## Start Available data
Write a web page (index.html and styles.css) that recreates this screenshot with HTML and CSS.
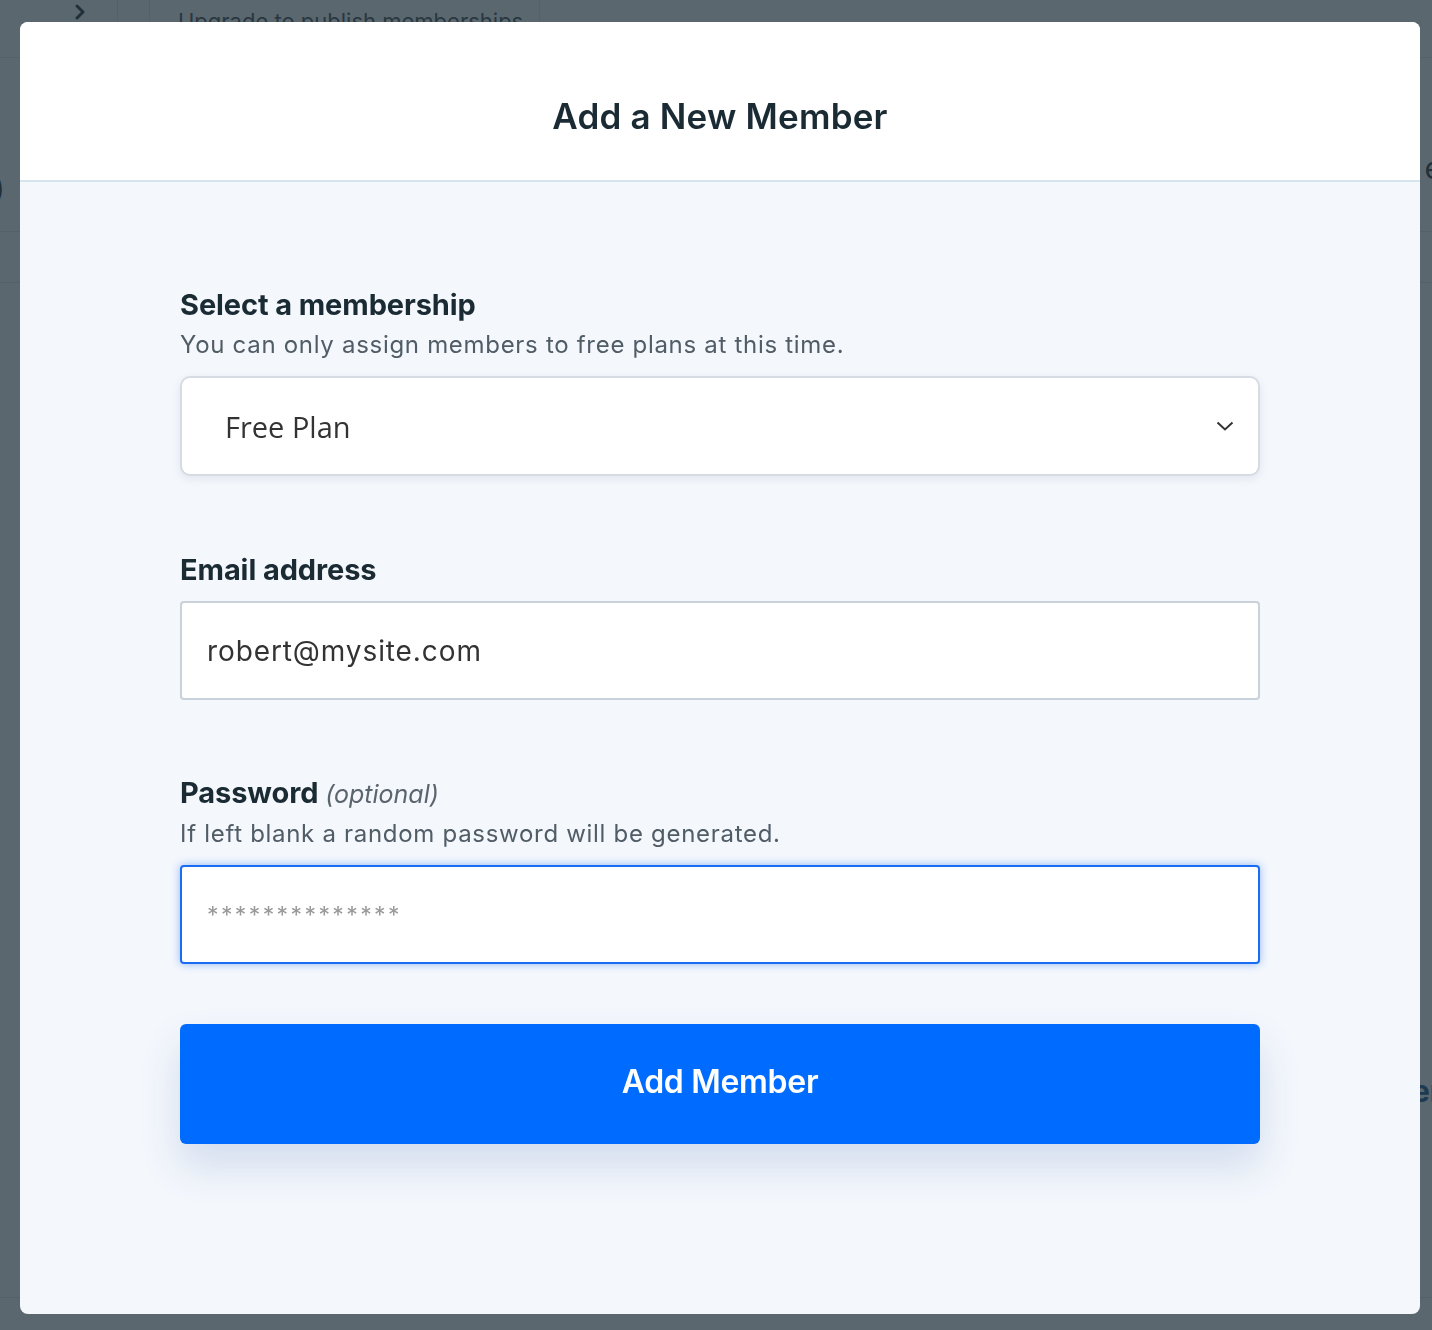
FILE: index.html
```html
<!DOCTYPE html>
<html lang="en">
<head>
<meta charset="utf-8">
<title>Add a New Member</title>
<link rel="stylesheet" href="styles.css">
</head>
<body>
<div class="page">
  <div class="topbar">
    <div class="cell cell-nav">
      <svg class="nav-chev" width="14" height="16" viewBox="0 0 14 16"><path d="M4 2 L10 8 L4 14" fill="none" stroke="#2a3a44" stroke-width="3" stroke-linecap="round" stroke-linejoin="round"/></svg>
    </div>
    <div class="cell cell-gap"></div>
    <div class="cell cell-text">Upgrade to publish memberships</div>
    <div class="cell cell-rest"></div>
  </div>
  <div class="row row-a"><span class="edge-l">)</span><span class="edge-r">e</span></div>
  <div class="row row-b"></div>
  <div class="row row-c"><span class="edge-r blue">er</span></div>
</div>

<div class="overlay">
  <div class="modal">
    <div class="modal-head">
      <h1 class="modal-title">Add a New Member</h1>
    </div>
    <form class="modal-body">
      <label class="field-label" for="plan">Select a membership</label>
      <p class="field-help">You can only assign members to free plans at this time.</p>
      <div class="select-wrap">
        <select id="plan" class="select">
          <option>Free Plan</option>
        </select>
        <svg class="select-chev" width="18" height="12" viewBox="0 0 18 12"><path d="M1.5 2.5 L9 9.5 L16.5 2.5" fill="none" stroke="#333" stroke-width="2"/></svg>
      </div>

      <label class="field-label label-email" for="email">Email address</label>
      <input id="email" class="input input-email" type="email" value="robert@mysite.com">

      <label class="field-label label-pass" for="pass">Password <span class="optional">(optional)</span></label>
      <p class="field-help">If left blank a random password will be generated.</p>
      <input id="pass" class="input input-pass" type="password" placeholder="**************">

      <button type="button" class="btn">Add Member</button>
    </form>
  </div>
</div>
</body>
</html>
```

FILE: styles.css
```css
* { box-sizing: border-box; }

html, body {
  margin: 0;
  padding: 0;
}

body {
  width: 1432px;
  height: 1330px;
  overflow: hidden;
  background: #ffffff;
  font-family: Inter, "Noto Sans", sans-serif;
}

/* background page (under the overlay) */
.page {
  width: 1432px;
  height: 1330px;
  background: #ffffff;
}

.topbar {
  display: flex;
  height: 58px;
  border-bottom: 1px solid #e3e7ea;
}

.cell {
  height: 58px;
}

.cell-nav {
  width: 118px;
  display: flex;
  justify-content: flex-end;
  padding: 4px 30px 0 0;
  border-right: 1px solid #e6e9ec;
}

.cell-gap {
  width: 32px;
  border-right: 1px solid #e6e9ec;
}

.cell-text {
  width: 390px;
  padding: 8px 0 0 28px;
  font-size: 22px;
  color: #4b555c;
  border-right: 1px solid #e6e9ec;
}

.cell-rest {
  flex: 1;
}

.row {
  display: flex;
  align-items: flex-start;
  border-bottom: 1px solid #e3e7ea;
  color: #2f3b43;
}

.row-a {
  height: 174px;
  font-size: 30px;
}

.row-b {
  height: 51px;
}

.row-c {
  height: 1015px;
  font-size: 30px;
  font-weight: 700;
}

.edge-l {
  margin: 112px 0 0 -6px;
}

.edge-r {
  margin: 92px -10px 0 auto;
}

.row-c .edge-r {
  margin-top: 790px;
}

.blue {
  color: #1d5d98;
}

/* overlay + modal */
.overlay {
  position: fixed;
  inset: 0;
  background: rgba(28, 45, 54, 0.72);
  padding: 22px 12px 0 20px;
}

.modal {
  width: 1400px;
  height: 1292px;
  border-radius: 8px;
  background: #f4f7fc;
  overflow: hidden;
}

.modal-head {
  height: 160px;
  background: #ffffff;
  border-bottom: 2px solid #d7e3ed;
  display: flex;
  justify-content: center;
  padding-top: 72px;
}

.modal-title {
  margin: 0;
  font-size: 35px;
  line-height: 44px;
  font-weight: 600;
  color: #1b2b33;
  letter-spacing: 0.2px;
}

.modal-body {
  display: flex;
  flex-direction: column;
  padding: 105px 160px 0 160px;
}

.field-label {
  display: block;
  font-size: 29px;
  line-height: 36px;
  font-weight: 700;
  color: #1b2b33;
  letter-spacing: -0.1px;
}

.optional {
  font-weight: 400;
  font-style: italic;
  color: #5a656d;
  font-size: 25px;
  letter-spacing: 0;
}

.field-help {
  margin: 6px 0 0 0;
  font-size: 24px;
  line-height: 32px;
  color: #505c66;
  letter-spacing: 0.7px;
}

.select-wrap {
  position: relative;
  margin-top: 15px;
  width: 1080px;
  height: 100px;
}

.select {
  appearance: none;
  -webkit-appearance: none;
  width: 100%;
  height: 100%;
  border: 2px solid #d7dbe3;
  border-radius: 10px;
  background: #ffffff;
  box-shadow: 0 3px 10px rgba(30, 50, 80, 0.08);
  padding: 0 0 0 43px;
  font-family: "Open Sans", "Noto Sans", sans-serif;
  font-size: 29px;
  color: #333333;
  outline: none;
}

.select-chev {
  position: absolute;
  right: 26px;
  top: 44px;
  pointer-events: none;
}

.label-email {
  margin-top: 76px;
}

.input {
  width: 1080px;
  height: 99px;
  margin-top: 13px;
  border-radius: 4px;
  background: #ffffff;
  padding: 0 0 0 25px;
  font-family: Inter, "Noto Sans", sans-serif;
  outline: none;
}

.input-email {
  border: 2px solid #c9d1da;
  font-size: 28px;
  color: #333333;
  letter-spacing: 0.9px;
}

.label-pass {
  margin-top: 75px;
}

.input-pass {
  margin-top: 15px;
  border: 2px solid #1a6cf2;
  box-shadow: 0 0 8px rgba(26, 108, 242, 0.45);
  font-size: 23px;
  color: #333333;
}

.input-pass::placeholder {
  color: #999999;
  letter-spacing: 2.4px;
}

.btn {
  margin-top: 60px;
  width: 1080px;
  height: 120px;
  border: none;
  border-radius: 6px;
  background: #006cff;
  color: #ffffff;
  font-family: Inter, "Noto Sans", sans-serif;
  font-size: 32px;
  font-weight: 600;
  letter-spacing: -0.3px;
  padding: 0 0 6px 0;
  box-shadow: 0 22px 40px rgba(40, 90, 160, 0.16);
  cursor: pointer;
}
```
## End Available data
| Problem statement |
Write the material out again exactly as it appears, dropping the pictures.

| Response to the exercise |
Write a web page (index.html and styles.css) that recreates this screenshot with HTML and CSS.
FILE: index.html
```html
<!DOCTYPE html>
<html lang="en">
<head>
<meta charset="utf-8">
<title>Add a New Member</title>
<link rel="stylesheet" href="styles.css">
</head>
<body>
<div class="page">
  <div class="topbar">
    <div class="cell cell-nav">
      <svg class="nav-chev" width="14" height="16" viewBox="0 0 14 16"><path d="M4 2 L10 8 L4 14" fill="none" stroke="#2a3a44" stroke-width="3" stroke-linecap="round" stroke-linejoin="round"/></svg>
    </div>
    <div class="cell cell-gap"></div>
    <div class="cell cell-text">Upgrade to publish memberships</div>
    <div class="cell cell-rest"></div>
  </div>
  <div class="row row-a"><span class="edge-l">)</span><span class="edge-r">e</span></div>
  <div class="row row-b"></div>
  <div class="row row-c"><span class="edge-r blue">er</span></div>
</div>

<div class="overlay">
  <div class="modal">
    <div class="modal-head">
      <h1 class="modal-title">Add a New Member</h1>
    </div>
    <form class="modal-body">
      <label class="field-label" for="plan">Select a membership</label>
      <p class="field-help">You can only assign members to free plans at this time.</p>
      <div class="select-wrap">
        <select id="plan" class="select">
          <option>Free Plan</option>
        </select>
        <svg class="select-chev" width="18" height="12" viewBox="0 0 18 12"><path d="M1.5 2.5 L9 9.5 L16.5 2.5" fill="none" stroke="#333" stroke-width="2"/></svg>
      </div>

      <label class="field-label label-email" for="email">Email address</label>
      <input id="email" class="input input-email" type="email" value="robert@mysite.com">

      <label class="field-label label-pass" for="pass">Password <span class="optional">(optional)</span></label>
      <p class="field-help">If left blank a random password will be generated.</p>
      <input id="pass" class="input input-pass" type="password" placeholder="**************">

      <button type="button" class="btn">Add Member</button>
    </form>
  </div>
</div>
</body>
</html>
```

FILE: styles.css
```css
* { box-sizing: border-box; }

html, body {
  margin: 0;
  padding: 0;
}

body {
  width: 1432px;
  height: 1330px;
  overflow: hidden;
  background: #ffffff;
  font-family: Inter, "Noto Sans", sans-serif;
}

/* background page (under the overlay) */
.page {
  width: 1432px;
  height: 1330px;
  background: #ffffff;
}

.topbar {
  display: flex;
  height: 58px;
  border-bottom: 1px solid #e3e7ea;
}

.cell {
  height: 58px;
}

.cell-nav {
  width: 118px;
  display: flex;
  justify-content: flex-end;
  padding: 4px 30px 0 0;
  border-right: 1px solid #e6e9ec;
}

.cell-gap {
  width: 32px;
  border-right: 1px solid #e6e9ec;
}

.cell-text {
  width: 390px;
  padding: 8px 0 0 28px;
  font-size: 22px;
  color: #4b555c;
  border-right: 1px solid #e6e9ec;
}

.cell-rest {
  flex: 1;
}

.row {
  display: flex;
  align-items: flex-start;
  border-bottom: 1px solid #e3e7ea;
  color: #2f3b43;
}

.row-a {
  height: 174px;
  font-size: 30px;
}

.row-b {
  height: 51px;
}

.row-c {
  height: 1015px;
  font-size: 30px;
  font-weight: 700;
}

.edge-l {
  margin: 112px 0 0 -6px;
}

.edge-r {
  margin: 92px -10px 0 auto;
}

.row-c .edge-r {
  margin-top: 790px;
}

.blue {
  color: #1d5d98;
}

/* overlay + modal */
.overlay {
  position: fixed;
  inset: 0;
  background: rgba(28, 45, 54, 0.72);
  padding: 22px 12px 0 20px;
}

.modal {
  width: 1400px;
  height: 1292px;
  border-radius: 8px;
  background: #f4f7fc;
  overflow: hidden;
}

.modal-head {
  height: 160px;
  background: #ffffff;
  border-bottom: 2px solid #d7e3ed;
  display: flex;
  justify-content: center;
  padding-top: 72px;
}

.modal-title {
  margin: 0;
  font-size: 35px;
  line-height: 44px;
  font-weight: 600;
  color: #1b2b33;
  letter-spacing: 0.2px;
}

.modal-body {
  display: flex;
  flex-direction: column;
  padding: 105px 160px 0 160px;
}

.field-label {
  display: block;
  font-size: 29px;
  line-height: 36px;
  font-weight: 700;
  color: #1b2b33;
  letter-spacing: -0.1px;
}

.optional {
  font-weight: 400;
  font-style: italic;
  color: #5a656d;
  font-size: 25px;
  letter-spacing: 0;
}

.field-help {
  margin: 6px 0 0 0;
  font-size: 24px;
  line-height: 32px;
  color: #505c66;
  letter-spacing: 0.7px;
}

.select-wrap {
  position: relative;
  margin-top: 15px;
  width: 1080px;
  height: 100px;
}

.select {
  appearance: none;
  -webkit-appearance: none;
  width: 100%;
  height: 100%;
  border: 2px solid #d7dbe3;
  border-radius: 10px;
  background: #ffffff;
  box-shadow: 0 3px 10px rgba(30, 50, 80, 0.08);
  padding: 0 0 0 43px;
  font-family: "Open Sans", "Noto Sans", sans-serif;
  font-size: 29px;
  color: #333333;
  outline: none;
}

.select-chev {
  position: absolute;
  right: 26px;
  top: 44px;
  pointer-events: none;
}

.label-email {
  margin-top: 76px;
}

.input {
  width: 1080px;
  height: 99px;
  margin-top: 13px;
  border-radius: 4px;
  background: #ffffff;
  padding: 0 0 0 25px;
  font-family: Inter, "Noto Sans", sans-serif;
  outline: none;
}

.input-email {
  border: 2px solid #c9d1da;
  font-size: 28px;
  color: #333333;
  letter-spacing: 0.9px;
}

.label-pass {
  margin-top: 75px;
}

.input-pass {
  margin-top: 15px;
  border: 2px solid #1a6cf2;
  box-shadow: 0 0 8px rgba(26, 108, 242, 0.45);
  font-size: 23px;
  color: #333333;
}

.input-pass::placeholder {
  color: #999999;
  letter-spacing: 2.4px;
}

.btn {
  margin-top: 60px;
  width: 1080px;
  height: 120px;
  border: none;
  border-radius: 6px;
  background: #006cff;
  color: #ffffff;
  font-family: Inter, "Noto Sans", sans-serif;
  font-size: 32px;
  font-weight: 600;
  letter-spacing: -0.3px;
  padding: 0 0 6px 0;
  box-shadow: 0 22px 40px rgba(40, 90, 160, 0.16);
  cursor: pointer;
}
```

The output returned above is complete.